> _Stated task_
Identify the lines bearing the string "code" and gather them.

> _Records provided_
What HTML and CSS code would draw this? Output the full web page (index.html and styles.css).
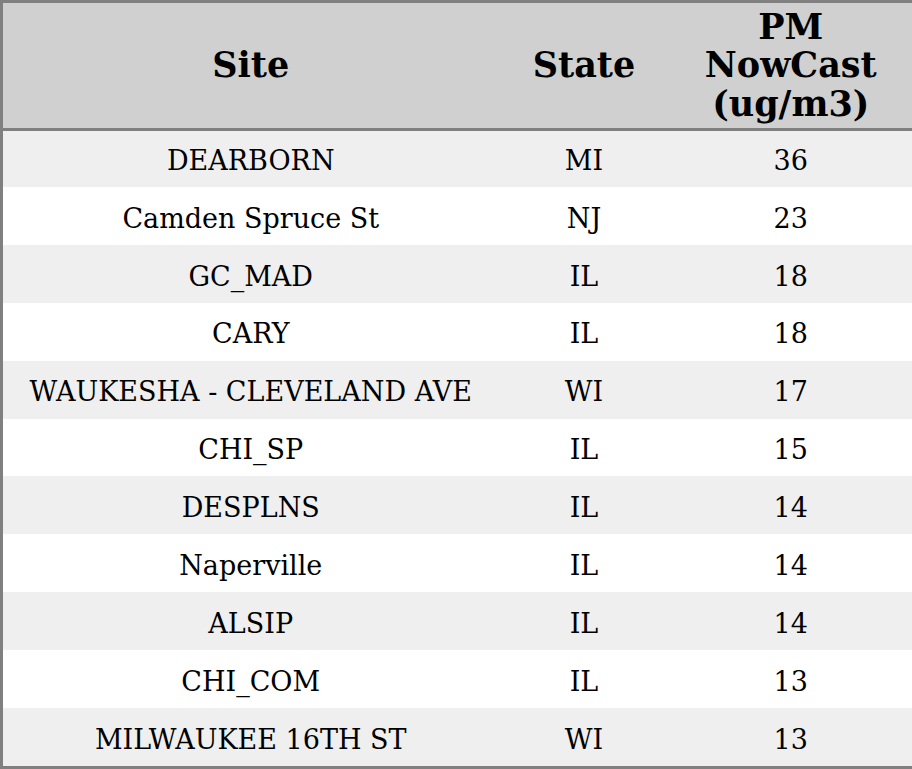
FILE: index.html
```html
<!DOCTYPE html>
<html>
<head>
<meta charset="utf-8">
<link rel="stylesheet" href="styles.css">
</head>
<body>
<table class="aq-table">
  <colgroup>
    <col class="col-site">
    <col class="col-state">
    <col class="col-pm">
  </colgroup>
  <thead>
    <tr><th>Site</th><th>State</th><th>PM<br>NowCast<br>(ug/m3)</th></tr>
  </thead>
  <tbody>
    <tr><td>DEARBORN</td><td>MI</td><td>36</td></tr>
    <tr><td>Camden Spruce St</td><td>NJ</td><td>23</td></tr>
    <tr><td>GC_MAD</td><td>IL</td><td>18</td></tr>
    <tr><td>CARY</td><td>IL</td><td>18</td></tr>
    <tr><td>WAUKESHA - CLEVELAND AVE</td><td>WI</td><td>17</td></tr>
    <tr><td>CHI_SP</td><td>IL</td><td>15</td></tr>
    <tr><td>DESPLNS</td><td>IL</td><td>14</td></tr>
    <tr><td>Naperville</td><td>IL</td><td>14</td></tr>
    <tr><td>ALSIP</td><td>IL</td><td>14</td></tr>
    <tr><td>CHI_COM</td><td>IL</td><td>13</td></tr>
    <tr><td>MILWAUKEE 16TH ST</td><td>WI</td><td>13</td></tr>
  </tbody>
</table>
</body>
</html>
```

FILE: styles.css
```css
html, body {
  margin: 0;
  padding: 0;
  background: #ffffff;
}

.aq-table {
  border-collapse: collapse;
  width: 912px;
  table-layout: fixed;
  border: 3px solid #808080;
  font-family: "DejaVu Serif", serif;
  color: #000;
}

.col-site { width: 497px; }
.col-state { width: 171px; }
.col-pm { width: 244px; }

.aq-table th {
  background: #d0d0d0;
  font-size: 35px;
  font-weight: bold;
  line-height: 38.4px;
  padding: 5px 0 4.8px;
  text-align: center;
  vertical-align: middle;
  border-bottom: 3px solid #808080;
}

.aq-table td {
  font-size: 27px;
  line-height: 31.4px;
  padding: 15.64px 0 10.86px;
  text-align: center;
  vertical-align: top;
}

.aq-table tbody tr:first-child td {
  padding-top: 13.94px;
  padding-bottom: 10.66px;
}

.aq-table tbody tr:nth-child(odd) td {
  background: #efefef;
}
```
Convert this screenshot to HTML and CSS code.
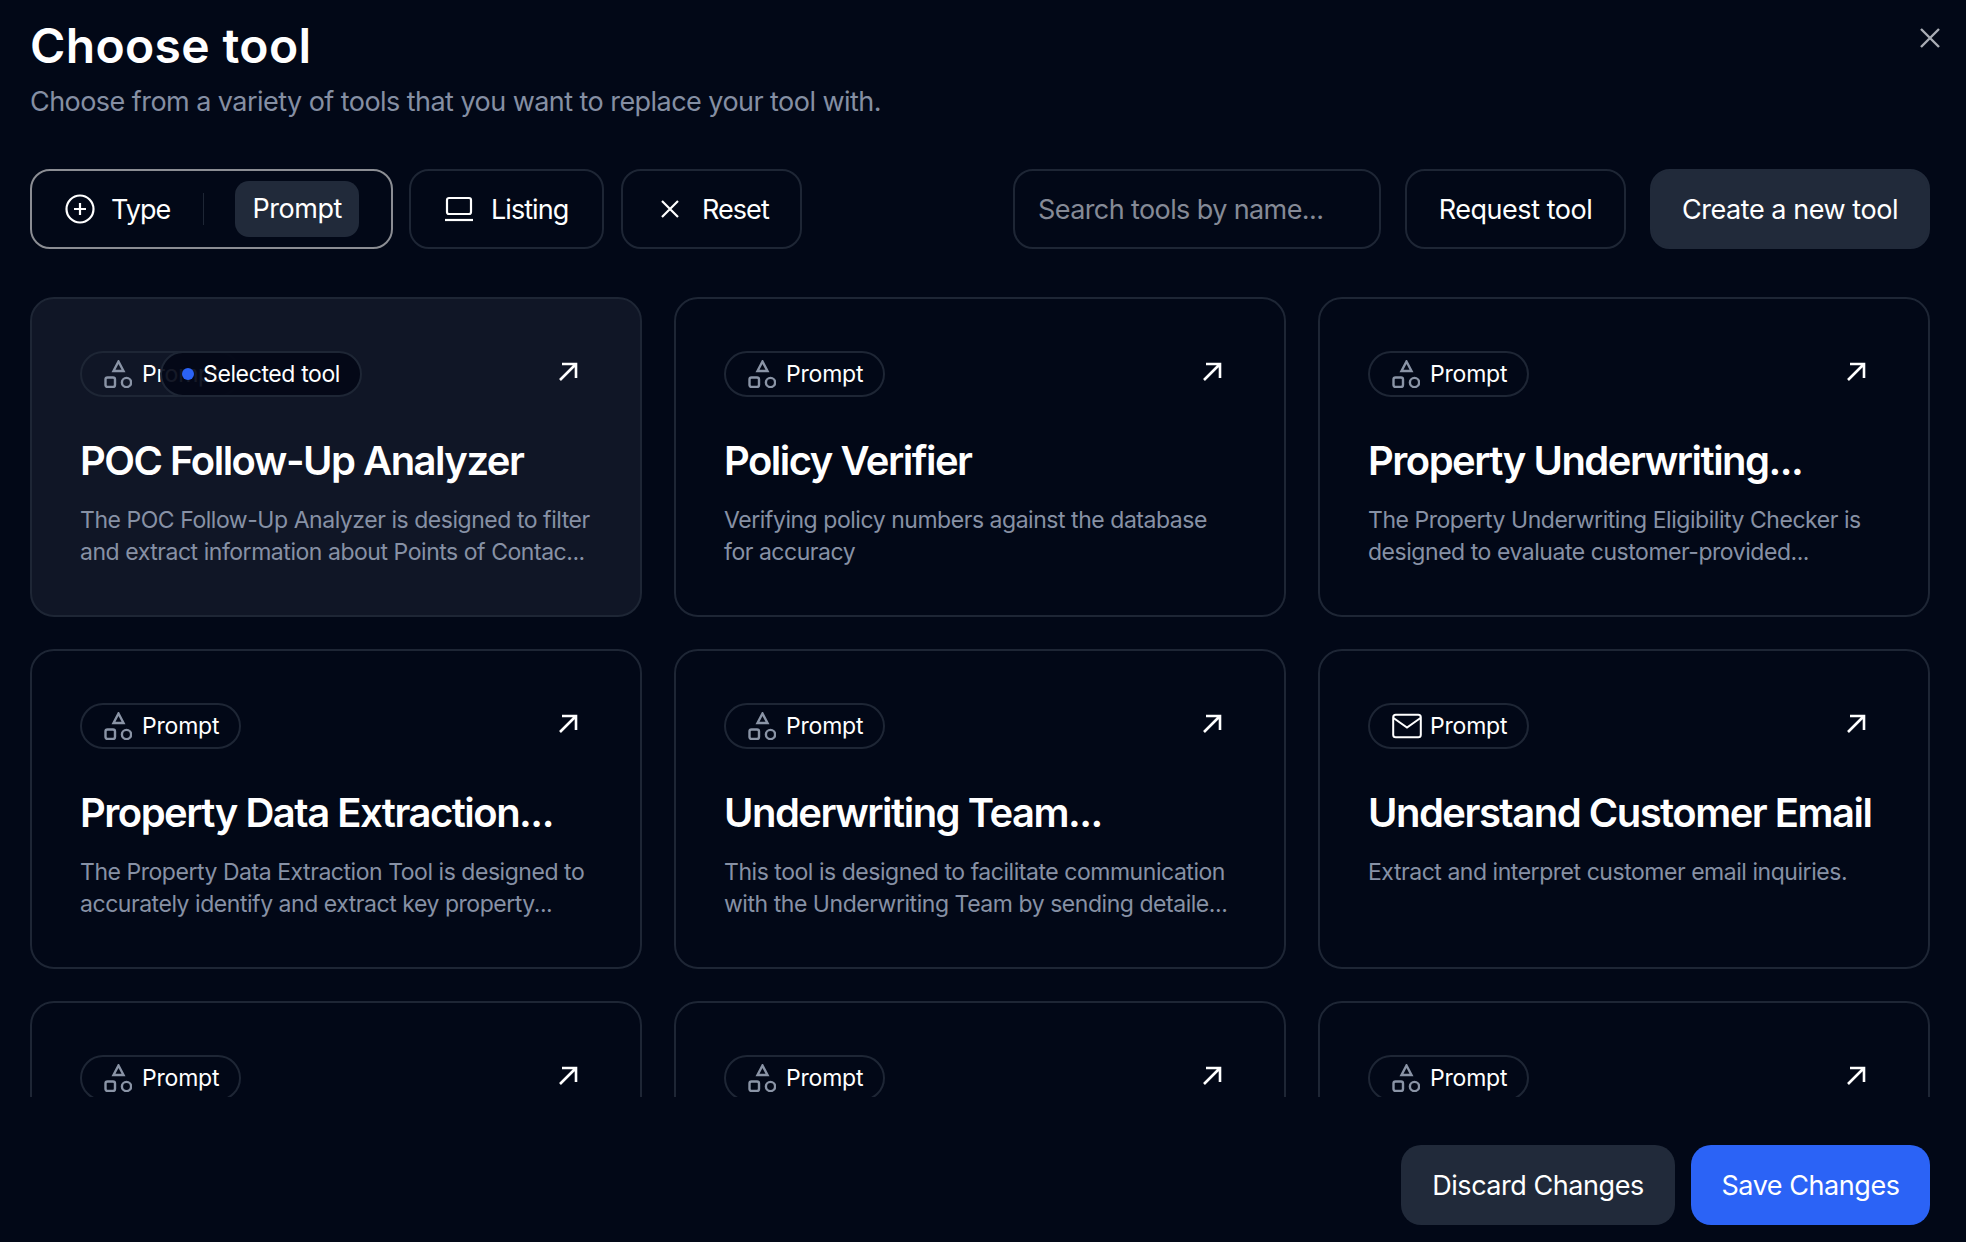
FILE: index.html
```html
<!DOCTYPE html>
<html lang="en">

<head>
    <meta charset="UTF-8">
    <title>Choose tool</title>
    <link rel="stylesheet" href="styles.css">
</head>

<body>
    <svg class="sprites" width="0" height="0">
        <symbol id="shapes" viewBox="0 0 28 28">
            <path d="M14.5 1.5 L19.5 11 H9.5 Z" />
            <rect x="1.5" y="17.5" width="9.5" height="9.5" rx="2" />
            <circle cx="22.5" cy="22.5" r="4.6" />
        </symbol>
        <symbol id="mail" viewBox="0 0 30 26">
            <rect x="1.2" y="1.7" width="27.6" height="22.6" rx="2.5" />
            <path d="M1.5 5 L15 14.5 L28.5 5" />
        </symbol>
        <symbol id="arrow" viewBox="0 0 24 24">
            <path d="M4 20 L20 4 M6 4 H20 V18" />
        </symbol>
    </svg>

    <main class="dialog">
        <button class="close" aria-label="Close">
            <svg viewBox="0 0 20 20">
                <path d="M1 1 L19 19 M19 1 L1 19" />
            </svg>
        </button>

        <header class="head">
            <h1>Choose tool</h1>
            <p>Choose from a variety of tools that you want to replace your tool with.</p>
        </header>

        <div class="toolbar">
            <div class="btn type-filter">
                <svg class="btn-icon" viewBox="0 0 30 30">
                    <circle cx="15" cy="15" r="13.5" />
                    <path d="M15 9 V21 M9 15 H21" />
                </svg>
                <span class="tight">Type</span>
                <i class="divider"></i>
                <span class="type-value">Prompt</span>
            </div>
            <div class="btn listing">
                <svg class="btn-icon" viewBox="0 0 30 26">
                    <rect x="3" y="2" width="24" height="16" rx="2" />
                    <path d="M1 24 H29" />
                </svg>
                <span class="tight">Listing</span>
            </div>
            <div class="btn reset">
                <svg class="btn-icon" viewBox="0 0 20 20">
                    <path d="M2 2 L18 18 M18 2 L2 18" />
                </svg>
                <span class="tight">Reset</span>
            </div>
            <div class="btn search">Search tools by name...</div>
            <div class="btn request">Request tool</div>
            <div class="btn create">Create a new tool</div>
        </div>

        <section class="list">
            <div class="grid">
                <article class="card selected">
                    <div class="card-top">
                        <span class="chip"><svg class="chip-icon"><use href="#shapes" /></svg>Prompt</span>
                        <svg class="open"><use href="#arrow" /></svg>
                    </div>
                    <span class="chip selected-chip"><i class="dot"></i>Selected tool</span>
                    <h2>POC Follow-Up Analyzer</h2>
                    <p>The POC Follow-Up Analyzer is designed to filter and extract information about Points of Contac...</p>
                </article>
                <article class="card">
                    <div class="card-top">
                        <span class="chip"><svg class="chip-icon"><use href="#shapes" /></svg>Prompt</span>
                        <svg class="open"><use href="#arrow" /></svg>
                    </div>
                    <h2>Policy Verifier</h2>
                    <p>Verifying policy numbers against the database<br>for accuracy</p>
                </article>
                <article class="card">
                    <div class="card-top">
                        <span class="chip"><svg class="chip-icon"><use href="#shapes" /></svg>Prompt</span>
                        <svg class="open"><use href="#arrow" /></svg>
                    </div>
                    <h2>Property Underwriting...</h2>
                    <p>The Property Underwriting Eligibility Checker is designed to evaluate customer-provided...</p>
                </article>
                <article class="card">
                    <div class="card-top">
                        <span class="chip"><svg class="chip-icon"><use href="#shapes" /></svg>Prompt</span>
                        <svg class="open"><use href="#arrow" /></svg>
                    </div>
                    <h2>Property Data Extraction...</h2>
                    <p>The Property Data Extraction Tool is designed to accurately identify and extract key property...</p>
                </article>
                <article class="card">
                    <div class="card-top">
                        <span class="chip"><svg class="chip-icon"><use href="#shapes" /></svg>Prompt</span>
                        <svg class="open"><use href="#arrow" /></svg>
                    </div>
                    <h2>Underwriting Team...</h2>
                    <p>This tool is designed to facilitate communication with the Underwriting Team by sending detaile...</p>
                </article>
                <article class="card">
                    <div class="card-top">
                        <span class="chip"><svg class="chip-icon mail-icon"><use href="#mail" /></svg>Prompt</span>
                        <svg class="open"><use href="#arrow" /></svg>
                    </div>
                    <h2>Understand Customer Email</h2>
                    <p>Extract and interpret customer email inquiries.</p>
                </article>
                <article class="card">
                    <div class="card-top">
                        <span class="chip"><svg class="chip-icon"><use href="#shapes" /></svg>Prompt</span>
                        <svg class="open"><use href="#arrow" /></svg>
                    </div>
                </article>
                <article class="card">
                    <div class="card-top">
                        <span class="chip"><svg class="chip-icon"><use href="#shapes" /></svg>Prompt</span>
                        <svg class="open"><use href="#arrow" /></svg>
                    </div>
                </article>
                <article class="card">
                    <div class="card-top">
                        <span class="chip"><svg class="chip-icon"><use href="#shapes" /></svg>Prompt</span>
                        <svg class="open"><use href="#arrow" /></svg>
                    </div>
                </article>
            </div>
        </section>

        <footer class="foot">
            <div class="foot-btn discard">Discard Changes</div>
            <div class="foot-btn save">Save Changes</div>
        </footer>
    </main>
</body>

</html>
```

FILE: styles.css
```css
* {
    box-sizing: border-box;
}

html,
body {
    height: 100%;
    margin: 0;
}

body {
    background-color: #020817;
    color: #fff;
    font-family: 'Inter', 'Liberation Sans', sans-serif;
    overflow: hidden;
}

.sprites {
    position: absolute;
}

.dialog {
    position: relative;
    height: 1242px;
    padding: 0 36px 16px 30px;
}

.close {
    position: absolute;
    top: 28px;
    right: 26px;
    width: 20px;
    height: 20px;
    padding: 0;
    background: none;
    border: 0;
}

.close svg {
    display: block;
    fill: none;
    stroke: #a9adb5;
    stroke-width: 2.4;
}

.head {
    height: 169px;
    padding-top: 17px;
}

.head h1 {
    margin: 0;
    font-size: 48px;
    line-height: 58px;
    font-weight: 600;
    letter-spacing: 0.35px;
}

.head p {
    margin: 9px 0 0;
    font-size: 27px;
    line-height: 36px;
    letter-spacing: -0.55px;
    color: #858fa3;
}

.toolbar {
    display: flex;
    height: 80px;
    font-size: 27px;
    letter-spacing: -0.45px;
}

.btn {
    display: flex;
    align-items: center;
    height: 80px;
    border: 2px solid #1e2635;
    border-radius: 20px;
    white-space: nowrap;
}

.btn-icon {
    flex: none;
    fill: none;
    stroke: #fff;
    stroke-width: 2.2;
}

.tight {
    letter-spacing: -0.95px;
}

.type-filter {
    width: 363px;
    padding: 0 0 0 33px;
    border-color: #8b8d93;
}

.type-filter .btn-icon {
    width: 30px;
    height: 30px;
    margin-right: 16px;
}

.divider {
    width: 1px;
    height: 32px;
    margin: 0 31px 0 33px;
    background: #1e2635;
}

.type-value {
    padding: 0 17px;
    height: 56px;
    line-height: 56px;
    background: #212a3a;
    border-radius: 14px;
}

.listing {
    width: 195px;
    margin-left: 16px;
    padding-left: 33px;
}

.listing .btn-icon {
    width: 30px;
    height: 26px;
    margin-right: 17px;
}

.reset {
    width: 181px;
    margin-left: 17px;
    padding-left: 37px;
}

.reset .btn-icon {
    width: 20px;
    height: 20px;
    margin-right: 22px;
}

.search {
    width: 368px;
    margin-left: auto;
    padding-left: 23px;
    letter-spacing: -0.6px;
    color: #858a96;
}

.request {
    width: 221px;
    margin-left: 24px;
    justify-content: center;
}

.create {
    width: 280px;
    margin-left: 24px;
    justify-content: center;
    background: #212a3a;
    border-color: #212a3a;
}

.list {
    height: 800px;
    margin-top: 48px;
    overflow: hidden;
}

.grid {
    display: grid;
    grid-template-columns: repeat(3, 612px);
    grid-auto-rows: 320px;
    gap: 32px;
}

.card {
    position: relative;
    padding: 52px 48px 0;
    border: 2px solid #1e2635;
    border-radius: 24px;
}

.card.selected {
    background: #101626;
}

.card-top {
    display: flex;
    justify-content: space-between;
    align-items: center;
}

.chip {
    display: inline-flex;
    align-items: center;
    height: 46px;
    padding: 0 20px 0 22px;
    border: 2px solid #1e2635;
    border-radius: 23px;
    font-size: 23px;
    letter-spacing: -0.2px;
    white-space: nowrap;
}

.chip-icon {
    width: 28px;
    height: 28px;
    margin-right: 10px;
    fill: none;
    stroke: #8a94a6;
    stroke-width: 2.4;
}

.mail-icon {
    width: 30px;
    height: 26px;
    margin-right: 8px;
    stroke: #fff;
    stroke-width: 2;
}

.selected-chip {
    position: absolute;
    top: 52px;
    left: 128px;
    background: rgba(3, 8, 23, 0.93);
    padding: 0 20px;
    letter-spacing: -0.38px;
}

.dot {
    width: 12px;
    height: 12px;
    margin-right: 9px;
    border-radius: 50%;
    background: #2b63f6;
}

.open {
    width: 24px;
    height: 24px;
    margin: 0 12px 4px 0;
    fill: none;
    stroke: #fff;
    stroke-width: 2.6;
}

.card h2 {
    margin: 39px 0 0;
    font-size: 40px;
    line-height: 50px;
    font-weight: 600;
    letter-spacing: -1.5px;
}

.card p {
    margin: 18px 0 0;
    font-size: 23px;
    line-height: 32px;
    letter-spacing: -0.46px;
    color: #8791a5;
}

.foot {
    display: flex;
    justify-content: flex-end;
    gap: 16px;
    margin-top: 48px;
}

.foot-btn {
    display: flex;
    align-items: center;
    justify-content: center;
    height: 80px;
    border-radius: 20px;
    font-size: 27px;
    letter-spacing: -0.45px;
}

.discard {
    width: 274px;
    background: #212a3a;
}

.save {
    width: 239px;
    background: #2b63f6;
}
```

> _Solution_
What HTML and CSS code would draw this? Output the full web page (index.html and styles.css).
Convert this screenshot to HTML and CSS code.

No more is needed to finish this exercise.